This enables the installation of the conductor on to a shelf, whereby the conductor minimises its protrusion from the shelf; therefore making it easier to install without interfering with the shelf itself where space is limited.

Preferably, a shelf power distribution apparatus further comprising a second electrical conductor arranged adjacent to said first conductor. This enables a compact electrical circuit to be routed about shelf. E.g. the routing of an electrical power supply circuit that comprises of a positive voltage (+V) conductor and an associated negative voltage (-V). Preferably, said first conductor and/or second conductor is arranged in a linear

configuration.

This enables the most efficient installation of the conductor(s) to the shelf, thereby keeping manufacturing costs to a minimum as no complicated routing of the conductor(s) is required. Furthermore, this configuration provides the most efficient method routing the conductor(s) about the shelf(s).

Preferably, said first cover further comprises a third electrical conductor that cooperates with said first conductor.

This configuration provides an electrical connection, which connects multiple track elements together. The connection is provided by the third conductor, which bridges the conductors of two abutting track elements together. Preferably, said first cover further comprises a third magnet, whereby said second magnet is arranged at a first edge of said cover and said third magnet is arranged at a second edge of said cover and said third conductor is arranged between said second and third magnets; said first, second and third magnets are of the same thickness and said cover is a flexible element.

In this configuration all the magnets are of the same height, therefore when the cover is located over the first electrical conductor, therefore the height of the first electrical conductor and the height of the cooperating third conductor of the cover lifts the centre of the cover. The outer second and third magnets pull the cover down along its edges, therefore causing the cover to flex downwards about the cooperating conductors. The flexing of the cover forces the cooperating conductors together, mainly along their outer edges, to ensure a good electrical contact is provided between them. Preferably, a shelf power distribution apparatus, further comprising a second cover element which further comprises a fourth magnet and a fourth electrical conductor and wherein first magnet further comprises a separating element between said first conductor and said second conductor.

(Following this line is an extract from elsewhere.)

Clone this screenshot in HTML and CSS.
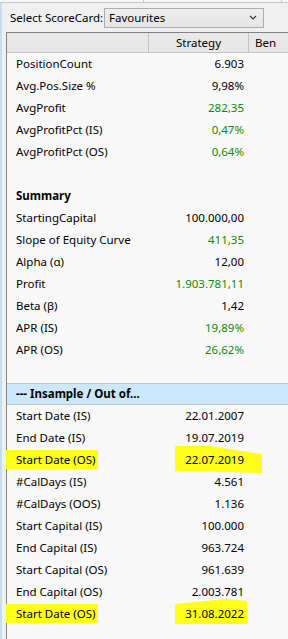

This configuration enables the individual conductors of the track element to be

covered/exposed, or bridged, independently from any other conductors of the rack element. Preferably, a shelf power distribution apparatus further comprising an attachable electrical contact element which comprises a fourth magnet and a fifth magnet, which in use facilitates the attachment of said electrical contact element to said track element.

This configuration provides an attachable electrical contact element which does not require any permanent fixings to hold it in place.

Preferably, said electrical contact element further comprises a fourth electrical conductor that cooperates with said first conductor, which in use provides electrical power from said first conductor. This configuration enables the electrical contact element to pick up electrical power from the track element and is subsequently used to power an attached electrically powered device.

Preferably, said electrical contact element further comprises a lead to an electrically powered device.

This enables the routing of the picked up electrical power from the electrical contact means, to attached electrically powered device. Preferably, said lead further comprises a coupling means for disconnecting said electrically powered device.

This enables the removal of the electrically powered device from the electrical contact means. Preferably, said electrical contact element further comprises a deformable pad under said fourth electrical conductor, which in use forces said fourth electrical conductor of said electrical contact element onto an electrical contact of said track element. This configuration provides a good electrical connection between the conductor of the electrical contact means and the conductor of the track element.

Preferably, said electrical powered device further comprises a sixth magnet.

This configuration provides an electrical powered device which does not require any permanent fixings to hold it in place.

Preferably, said electrical powered device is a Light Emitting Diode (LED) illumination device. This configuration provides a low power illumination device, which will illuminate a shelf.

Preferably, said electrical powered device is a shelf marking device.

This configuration provides a product position marker, which illuminates and identifies a product placement on a shelf.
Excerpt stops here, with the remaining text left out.